WHAT THE TASK REQUIRES → Look through the data for the string "React". Copy every line where it is found.

MATERIAL SHOWN →
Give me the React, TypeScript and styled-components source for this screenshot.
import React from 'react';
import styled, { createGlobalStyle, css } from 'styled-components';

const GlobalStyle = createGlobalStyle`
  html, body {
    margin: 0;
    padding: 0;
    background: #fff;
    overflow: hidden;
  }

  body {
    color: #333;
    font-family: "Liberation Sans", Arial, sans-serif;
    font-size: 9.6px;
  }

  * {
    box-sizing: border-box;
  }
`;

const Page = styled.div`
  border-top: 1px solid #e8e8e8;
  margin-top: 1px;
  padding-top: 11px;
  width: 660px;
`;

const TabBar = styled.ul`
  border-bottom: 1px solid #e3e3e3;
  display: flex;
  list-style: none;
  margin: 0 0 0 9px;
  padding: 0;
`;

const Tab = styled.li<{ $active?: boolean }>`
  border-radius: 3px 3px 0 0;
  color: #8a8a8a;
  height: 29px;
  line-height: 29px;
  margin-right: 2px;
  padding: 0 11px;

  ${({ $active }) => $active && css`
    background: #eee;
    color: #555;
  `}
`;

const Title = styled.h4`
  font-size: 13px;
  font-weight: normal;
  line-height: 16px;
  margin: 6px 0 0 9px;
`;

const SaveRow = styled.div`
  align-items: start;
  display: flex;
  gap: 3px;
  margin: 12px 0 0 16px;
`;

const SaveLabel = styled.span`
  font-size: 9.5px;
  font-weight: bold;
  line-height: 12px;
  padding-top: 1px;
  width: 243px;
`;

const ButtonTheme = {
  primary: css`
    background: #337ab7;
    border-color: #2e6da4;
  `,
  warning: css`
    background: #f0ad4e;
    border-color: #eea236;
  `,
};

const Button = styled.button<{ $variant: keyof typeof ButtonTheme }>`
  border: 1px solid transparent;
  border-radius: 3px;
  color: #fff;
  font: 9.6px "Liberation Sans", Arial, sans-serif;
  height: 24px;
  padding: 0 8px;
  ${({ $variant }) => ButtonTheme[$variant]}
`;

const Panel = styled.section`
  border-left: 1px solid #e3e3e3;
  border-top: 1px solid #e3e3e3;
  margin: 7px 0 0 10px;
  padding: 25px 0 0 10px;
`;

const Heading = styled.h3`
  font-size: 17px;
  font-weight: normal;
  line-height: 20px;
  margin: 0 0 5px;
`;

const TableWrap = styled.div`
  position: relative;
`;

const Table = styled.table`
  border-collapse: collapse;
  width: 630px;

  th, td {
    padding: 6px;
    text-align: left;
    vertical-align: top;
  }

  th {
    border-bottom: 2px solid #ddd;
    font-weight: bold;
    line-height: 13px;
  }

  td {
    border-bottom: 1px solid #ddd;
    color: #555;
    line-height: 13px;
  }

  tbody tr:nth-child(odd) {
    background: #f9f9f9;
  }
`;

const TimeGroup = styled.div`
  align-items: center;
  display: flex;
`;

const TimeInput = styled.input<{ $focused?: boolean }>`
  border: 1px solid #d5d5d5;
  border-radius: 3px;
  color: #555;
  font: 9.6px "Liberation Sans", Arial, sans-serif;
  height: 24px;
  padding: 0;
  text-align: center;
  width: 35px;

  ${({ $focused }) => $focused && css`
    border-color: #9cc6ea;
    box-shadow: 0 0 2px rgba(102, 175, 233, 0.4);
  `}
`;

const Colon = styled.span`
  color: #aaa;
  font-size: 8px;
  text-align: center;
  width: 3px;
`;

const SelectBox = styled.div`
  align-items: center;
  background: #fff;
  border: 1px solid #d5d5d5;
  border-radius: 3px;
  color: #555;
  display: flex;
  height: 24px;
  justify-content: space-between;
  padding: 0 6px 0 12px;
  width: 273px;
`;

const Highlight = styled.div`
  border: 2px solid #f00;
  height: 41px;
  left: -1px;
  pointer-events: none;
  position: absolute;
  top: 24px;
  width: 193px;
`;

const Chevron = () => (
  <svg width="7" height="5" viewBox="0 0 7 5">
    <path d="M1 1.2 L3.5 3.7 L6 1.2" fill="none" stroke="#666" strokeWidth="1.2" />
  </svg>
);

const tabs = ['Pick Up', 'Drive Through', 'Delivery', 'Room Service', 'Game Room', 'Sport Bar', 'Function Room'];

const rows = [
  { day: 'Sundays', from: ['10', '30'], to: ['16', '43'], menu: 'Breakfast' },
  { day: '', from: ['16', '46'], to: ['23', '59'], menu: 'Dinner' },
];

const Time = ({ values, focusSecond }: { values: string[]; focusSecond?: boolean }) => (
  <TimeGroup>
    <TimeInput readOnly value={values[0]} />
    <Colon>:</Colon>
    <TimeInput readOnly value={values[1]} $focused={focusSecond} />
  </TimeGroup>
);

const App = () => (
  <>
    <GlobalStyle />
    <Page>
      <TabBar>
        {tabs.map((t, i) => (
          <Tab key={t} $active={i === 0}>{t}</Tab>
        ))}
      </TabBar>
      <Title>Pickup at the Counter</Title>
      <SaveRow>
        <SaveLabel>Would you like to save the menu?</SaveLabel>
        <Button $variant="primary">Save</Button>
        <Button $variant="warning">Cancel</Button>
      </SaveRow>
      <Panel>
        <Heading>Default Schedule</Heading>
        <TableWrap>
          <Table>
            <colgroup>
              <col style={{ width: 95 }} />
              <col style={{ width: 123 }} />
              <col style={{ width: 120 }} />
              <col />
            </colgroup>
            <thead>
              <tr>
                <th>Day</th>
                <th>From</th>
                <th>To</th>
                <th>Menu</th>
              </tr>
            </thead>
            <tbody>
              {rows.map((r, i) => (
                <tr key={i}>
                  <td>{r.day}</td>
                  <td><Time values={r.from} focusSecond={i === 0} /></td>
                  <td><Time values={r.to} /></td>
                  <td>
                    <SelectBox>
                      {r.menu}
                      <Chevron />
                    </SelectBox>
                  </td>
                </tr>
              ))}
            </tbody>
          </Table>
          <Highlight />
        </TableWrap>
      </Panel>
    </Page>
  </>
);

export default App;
...
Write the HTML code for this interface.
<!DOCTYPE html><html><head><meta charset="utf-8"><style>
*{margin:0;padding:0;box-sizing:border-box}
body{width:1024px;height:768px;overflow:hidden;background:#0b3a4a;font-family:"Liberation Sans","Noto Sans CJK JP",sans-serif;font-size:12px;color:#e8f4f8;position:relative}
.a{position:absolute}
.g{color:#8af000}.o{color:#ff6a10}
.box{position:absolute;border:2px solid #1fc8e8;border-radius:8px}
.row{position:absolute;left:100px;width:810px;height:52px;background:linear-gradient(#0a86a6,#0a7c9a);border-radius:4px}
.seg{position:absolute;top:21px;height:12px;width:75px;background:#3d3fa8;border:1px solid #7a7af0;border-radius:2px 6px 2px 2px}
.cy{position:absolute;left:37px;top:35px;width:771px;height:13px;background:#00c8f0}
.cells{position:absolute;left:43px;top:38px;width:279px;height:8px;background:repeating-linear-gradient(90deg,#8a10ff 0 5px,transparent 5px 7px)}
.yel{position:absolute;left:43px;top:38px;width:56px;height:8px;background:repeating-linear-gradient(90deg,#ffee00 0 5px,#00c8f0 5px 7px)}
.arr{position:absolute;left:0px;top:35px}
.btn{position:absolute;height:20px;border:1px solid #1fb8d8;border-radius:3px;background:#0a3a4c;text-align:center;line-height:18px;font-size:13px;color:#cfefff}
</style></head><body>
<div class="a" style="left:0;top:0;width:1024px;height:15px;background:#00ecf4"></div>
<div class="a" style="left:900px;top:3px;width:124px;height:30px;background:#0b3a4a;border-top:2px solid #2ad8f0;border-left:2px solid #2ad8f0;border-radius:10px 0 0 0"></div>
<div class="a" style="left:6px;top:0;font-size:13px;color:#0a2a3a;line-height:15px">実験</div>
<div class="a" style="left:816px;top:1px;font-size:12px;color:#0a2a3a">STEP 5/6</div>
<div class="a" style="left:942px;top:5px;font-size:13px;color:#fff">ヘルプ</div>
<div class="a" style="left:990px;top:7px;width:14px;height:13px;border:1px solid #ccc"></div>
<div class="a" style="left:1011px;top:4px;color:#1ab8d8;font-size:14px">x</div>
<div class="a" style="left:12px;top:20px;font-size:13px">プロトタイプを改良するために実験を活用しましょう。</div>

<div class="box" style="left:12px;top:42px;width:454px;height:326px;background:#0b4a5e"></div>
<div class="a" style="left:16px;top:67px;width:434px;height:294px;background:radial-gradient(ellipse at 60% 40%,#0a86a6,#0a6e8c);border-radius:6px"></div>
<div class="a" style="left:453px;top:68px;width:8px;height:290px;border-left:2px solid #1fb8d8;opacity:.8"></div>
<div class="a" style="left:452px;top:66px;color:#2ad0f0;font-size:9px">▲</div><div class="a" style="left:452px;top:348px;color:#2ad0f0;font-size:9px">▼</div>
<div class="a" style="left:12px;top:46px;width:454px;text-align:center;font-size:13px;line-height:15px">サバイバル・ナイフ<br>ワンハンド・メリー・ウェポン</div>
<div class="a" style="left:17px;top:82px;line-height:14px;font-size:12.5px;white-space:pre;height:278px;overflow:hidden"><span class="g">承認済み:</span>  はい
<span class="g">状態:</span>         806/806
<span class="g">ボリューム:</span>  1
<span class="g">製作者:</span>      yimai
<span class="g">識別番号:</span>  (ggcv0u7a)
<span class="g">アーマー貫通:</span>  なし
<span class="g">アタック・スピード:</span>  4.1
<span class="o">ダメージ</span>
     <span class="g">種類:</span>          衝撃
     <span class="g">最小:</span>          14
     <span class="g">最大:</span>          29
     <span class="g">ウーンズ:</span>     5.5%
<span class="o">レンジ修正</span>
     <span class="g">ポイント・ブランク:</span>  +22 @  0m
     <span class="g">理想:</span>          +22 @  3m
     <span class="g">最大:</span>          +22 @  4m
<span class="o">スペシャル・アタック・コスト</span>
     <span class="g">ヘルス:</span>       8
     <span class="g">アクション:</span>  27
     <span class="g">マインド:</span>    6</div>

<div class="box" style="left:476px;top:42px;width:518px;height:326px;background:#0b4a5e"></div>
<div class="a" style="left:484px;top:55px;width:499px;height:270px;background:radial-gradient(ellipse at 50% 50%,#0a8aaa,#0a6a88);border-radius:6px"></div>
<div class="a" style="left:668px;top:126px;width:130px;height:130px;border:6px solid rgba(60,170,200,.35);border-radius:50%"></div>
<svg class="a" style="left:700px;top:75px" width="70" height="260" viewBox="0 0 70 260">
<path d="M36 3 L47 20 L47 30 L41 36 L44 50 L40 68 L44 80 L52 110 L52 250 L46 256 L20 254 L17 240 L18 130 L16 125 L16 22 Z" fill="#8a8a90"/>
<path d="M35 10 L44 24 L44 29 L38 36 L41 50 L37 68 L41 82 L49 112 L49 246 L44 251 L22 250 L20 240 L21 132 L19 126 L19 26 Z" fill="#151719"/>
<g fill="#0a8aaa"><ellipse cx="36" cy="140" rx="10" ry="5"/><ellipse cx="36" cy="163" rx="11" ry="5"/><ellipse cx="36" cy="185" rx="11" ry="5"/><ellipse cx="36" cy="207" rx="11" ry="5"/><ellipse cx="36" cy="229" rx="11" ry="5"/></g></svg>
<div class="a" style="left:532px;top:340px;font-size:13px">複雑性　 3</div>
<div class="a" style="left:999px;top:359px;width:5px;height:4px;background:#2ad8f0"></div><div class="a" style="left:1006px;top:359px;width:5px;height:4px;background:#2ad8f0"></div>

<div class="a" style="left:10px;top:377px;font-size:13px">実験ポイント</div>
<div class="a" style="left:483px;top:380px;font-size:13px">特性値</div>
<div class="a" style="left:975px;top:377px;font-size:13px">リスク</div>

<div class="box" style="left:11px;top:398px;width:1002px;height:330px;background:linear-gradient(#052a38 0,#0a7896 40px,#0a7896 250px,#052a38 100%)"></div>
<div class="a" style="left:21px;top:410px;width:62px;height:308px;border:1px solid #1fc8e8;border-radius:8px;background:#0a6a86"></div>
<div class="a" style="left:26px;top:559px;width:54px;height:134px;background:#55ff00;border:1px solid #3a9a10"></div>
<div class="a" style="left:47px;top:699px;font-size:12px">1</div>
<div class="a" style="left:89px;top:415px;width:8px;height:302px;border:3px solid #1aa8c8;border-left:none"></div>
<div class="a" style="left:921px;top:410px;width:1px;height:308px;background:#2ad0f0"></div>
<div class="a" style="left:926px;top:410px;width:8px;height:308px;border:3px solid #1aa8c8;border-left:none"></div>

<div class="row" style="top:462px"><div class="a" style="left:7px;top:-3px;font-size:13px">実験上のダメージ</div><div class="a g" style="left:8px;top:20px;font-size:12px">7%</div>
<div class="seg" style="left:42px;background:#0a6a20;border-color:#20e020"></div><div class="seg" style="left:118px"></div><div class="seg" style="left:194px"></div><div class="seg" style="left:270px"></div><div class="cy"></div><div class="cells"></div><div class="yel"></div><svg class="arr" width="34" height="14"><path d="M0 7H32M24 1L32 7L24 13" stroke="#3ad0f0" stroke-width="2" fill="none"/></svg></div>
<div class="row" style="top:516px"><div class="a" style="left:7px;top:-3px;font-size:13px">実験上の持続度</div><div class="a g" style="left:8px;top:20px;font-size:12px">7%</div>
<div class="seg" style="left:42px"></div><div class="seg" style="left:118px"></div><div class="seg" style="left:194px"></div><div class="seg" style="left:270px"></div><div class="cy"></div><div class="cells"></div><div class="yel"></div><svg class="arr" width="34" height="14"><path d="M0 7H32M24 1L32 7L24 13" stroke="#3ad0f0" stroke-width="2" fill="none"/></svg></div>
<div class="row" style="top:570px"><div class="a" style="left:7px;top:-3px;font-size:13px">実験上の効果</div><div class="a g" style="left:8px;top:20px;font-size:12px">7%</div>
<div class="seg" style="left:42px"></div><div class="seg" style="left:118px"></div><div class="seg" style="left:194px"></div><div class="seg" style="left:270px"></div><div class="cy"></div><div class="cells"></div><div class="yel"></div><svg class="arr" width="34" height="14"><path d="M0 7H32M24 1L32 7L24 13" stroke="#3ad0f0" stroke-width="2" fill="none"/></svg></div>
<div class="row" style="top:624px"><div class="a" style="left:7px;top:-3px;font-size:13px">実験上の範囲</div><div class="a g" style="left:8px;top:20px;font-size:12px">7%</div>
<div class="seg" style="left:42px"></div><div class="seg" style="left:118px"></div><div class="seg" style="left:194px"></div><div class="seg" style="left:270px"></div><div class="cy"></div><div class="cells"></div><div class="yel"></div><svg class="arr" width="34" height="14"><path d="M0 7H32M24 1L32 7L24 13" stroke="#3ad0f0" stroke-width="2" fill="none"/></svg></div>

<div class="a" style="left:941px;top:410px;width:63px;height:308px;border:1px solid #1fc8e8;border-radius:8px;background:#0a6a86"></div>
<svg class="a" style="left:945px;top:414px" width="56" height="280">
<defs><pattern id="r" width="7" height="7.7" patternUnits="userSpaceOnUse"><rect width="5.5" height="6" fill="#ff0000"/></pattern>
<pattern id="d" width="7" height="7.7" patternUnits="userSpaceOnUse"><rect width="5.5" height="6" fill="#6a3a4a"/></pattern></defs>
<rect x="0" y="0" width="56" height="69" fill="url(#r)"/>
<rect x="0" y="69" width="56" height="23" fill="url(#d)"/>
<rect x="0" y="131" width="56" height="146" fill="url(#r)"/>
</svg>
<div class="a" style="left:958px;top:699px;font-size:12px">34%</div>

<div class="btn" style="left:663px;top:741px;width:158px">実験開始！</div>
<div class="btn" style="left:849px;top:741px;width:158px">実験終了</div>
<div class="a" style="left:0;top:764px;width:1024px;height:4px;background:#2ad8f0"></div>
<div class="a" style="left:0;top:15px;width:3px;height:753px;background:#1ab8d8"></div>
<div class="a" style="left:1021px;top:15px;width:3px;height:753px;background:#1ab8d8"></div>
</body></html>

ANSWER FOR THE TASK →
Give me the React, TypeScript and styled-components source for this screenshot.
import React from 'react';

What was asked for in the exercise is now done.